** AIM **
Locate the word "this" in the material, then show every line that holds it.

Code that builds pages
..............................
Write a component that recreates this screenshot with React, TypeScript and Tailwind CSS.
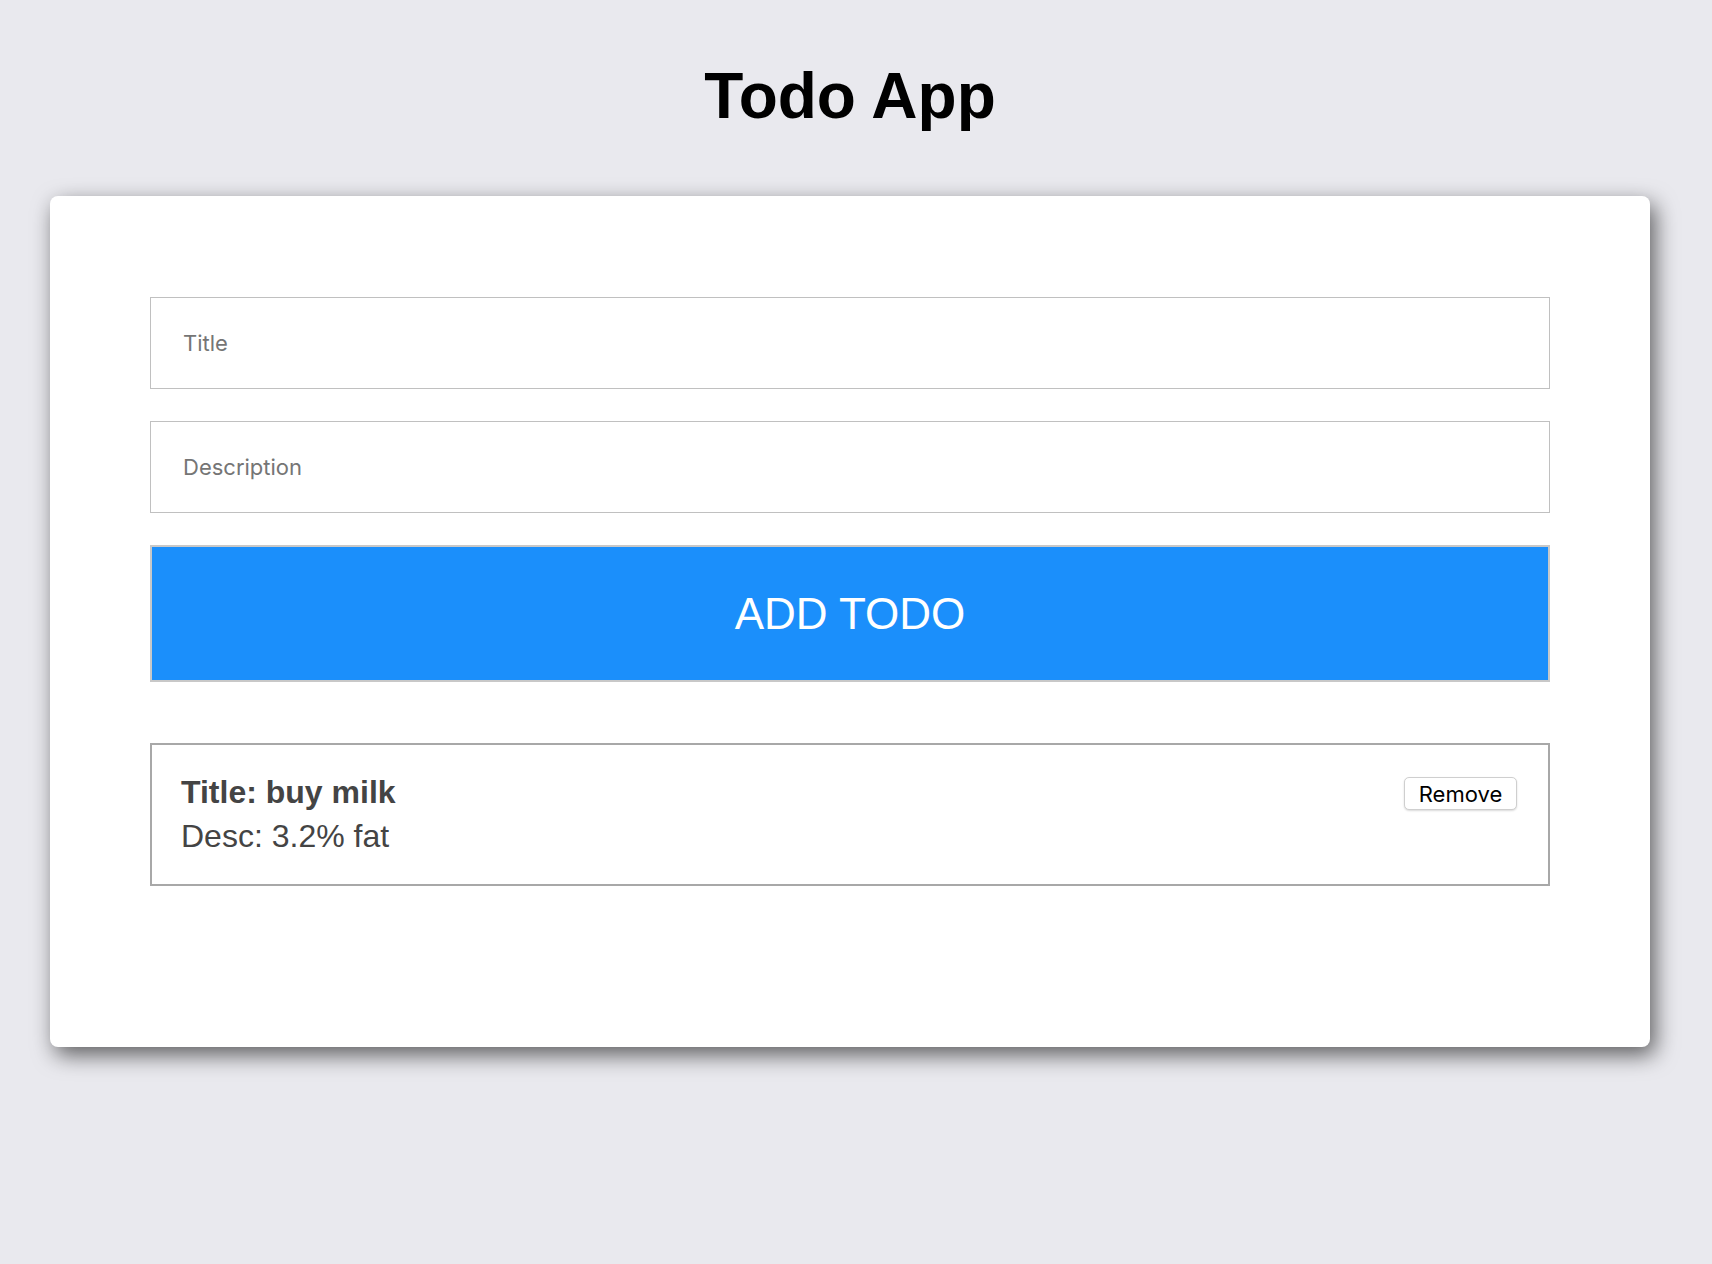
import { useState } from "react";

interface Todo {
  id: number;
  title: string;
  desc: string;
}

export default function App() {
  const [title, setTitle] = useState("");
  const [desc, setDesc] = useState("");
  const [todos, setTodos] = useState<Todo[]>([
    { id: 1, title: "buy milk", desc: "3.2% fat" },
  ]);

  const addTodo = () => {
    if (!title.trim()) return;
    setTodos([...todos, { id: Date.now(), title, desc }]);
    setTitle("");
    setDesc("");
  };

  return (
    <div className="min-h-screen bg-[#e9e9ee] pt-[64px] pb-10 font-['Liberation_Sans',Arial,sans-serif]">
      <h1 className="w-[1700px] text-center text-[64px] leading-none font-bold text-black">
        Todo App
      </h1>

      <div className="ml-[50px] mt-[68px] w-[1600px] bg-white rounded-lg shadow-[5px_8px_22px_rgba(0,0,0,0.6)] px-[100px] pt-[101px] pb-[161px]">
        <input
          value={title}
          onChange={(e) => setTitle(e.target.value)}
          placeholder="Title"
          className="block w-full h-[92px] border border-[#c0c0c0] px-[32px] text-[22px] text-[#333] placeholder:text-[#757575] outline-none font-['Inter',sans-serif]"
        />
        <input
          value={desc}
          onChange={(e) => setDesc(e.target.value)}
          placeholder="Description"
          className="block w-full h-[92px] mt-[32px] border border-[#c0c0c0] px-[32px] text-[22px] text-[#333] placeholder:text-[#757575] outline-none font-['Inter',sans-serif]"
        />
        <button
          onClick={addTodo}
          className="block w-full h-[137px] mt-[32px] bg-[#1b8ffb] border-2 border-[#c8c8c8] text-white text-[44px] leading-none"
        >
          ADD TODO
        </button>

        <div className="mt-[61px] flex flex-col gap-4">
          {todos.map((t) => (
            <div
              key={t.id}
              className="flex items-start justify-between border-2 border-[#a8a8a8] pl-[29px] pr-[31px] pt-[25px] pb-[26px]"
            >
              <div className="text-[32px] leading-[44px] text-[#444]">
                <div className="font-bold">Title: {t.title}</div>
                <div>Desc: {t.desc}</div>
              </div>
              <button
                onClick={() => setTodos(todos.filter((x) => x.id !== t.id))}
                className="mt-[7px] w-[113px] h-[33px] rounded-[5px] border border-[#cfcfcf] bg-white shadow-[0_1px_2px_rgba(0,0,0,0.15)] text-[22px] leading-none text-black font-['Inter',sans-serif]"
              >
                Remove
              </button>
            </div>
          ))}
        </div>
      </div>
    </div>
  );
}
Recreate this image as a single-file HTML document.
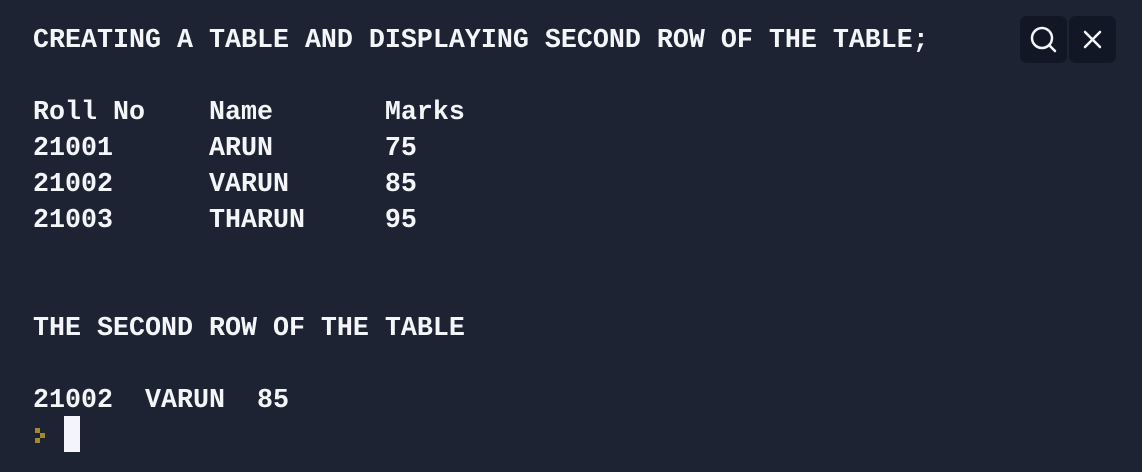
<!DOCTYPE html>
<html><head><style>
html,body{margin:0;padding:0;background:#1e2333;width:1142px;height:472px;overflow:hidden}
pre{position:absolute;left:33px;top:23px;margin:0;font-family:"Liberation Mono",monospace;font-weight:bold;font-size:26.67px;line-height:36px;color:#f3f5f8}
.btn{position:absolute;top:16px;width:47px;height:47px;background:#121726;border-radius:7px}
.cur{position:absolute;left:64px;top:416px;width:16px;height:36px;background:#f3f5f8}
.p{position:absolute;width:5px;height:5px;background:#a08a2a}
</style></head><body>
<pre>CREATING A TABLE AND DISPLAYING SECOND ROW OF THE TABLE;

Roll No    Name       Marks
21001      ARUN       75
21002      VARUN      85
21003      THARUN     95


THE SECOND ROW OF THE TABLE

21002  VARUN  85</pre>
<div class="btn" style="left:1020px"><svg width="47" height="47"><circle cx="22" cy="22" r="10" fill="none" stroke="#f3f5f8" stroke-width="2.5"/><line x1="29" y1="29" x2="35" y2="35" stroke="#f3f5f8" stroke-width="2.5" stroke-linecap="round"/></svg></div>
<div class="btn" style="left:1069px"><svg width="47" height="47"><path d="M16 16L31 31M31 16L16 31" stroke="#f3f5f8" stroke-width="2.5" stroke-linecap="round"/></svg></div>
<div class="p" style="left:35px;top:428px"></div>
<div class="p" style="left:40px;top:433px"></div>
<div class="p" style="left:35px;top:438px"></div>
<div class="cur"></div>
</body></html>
..............................
** REPLY TO THE EXERCISE **
Write a component that recreates this screenshot with React, TypeScript and Tailwind CSS.
Recreate this image as a single-file HTML document.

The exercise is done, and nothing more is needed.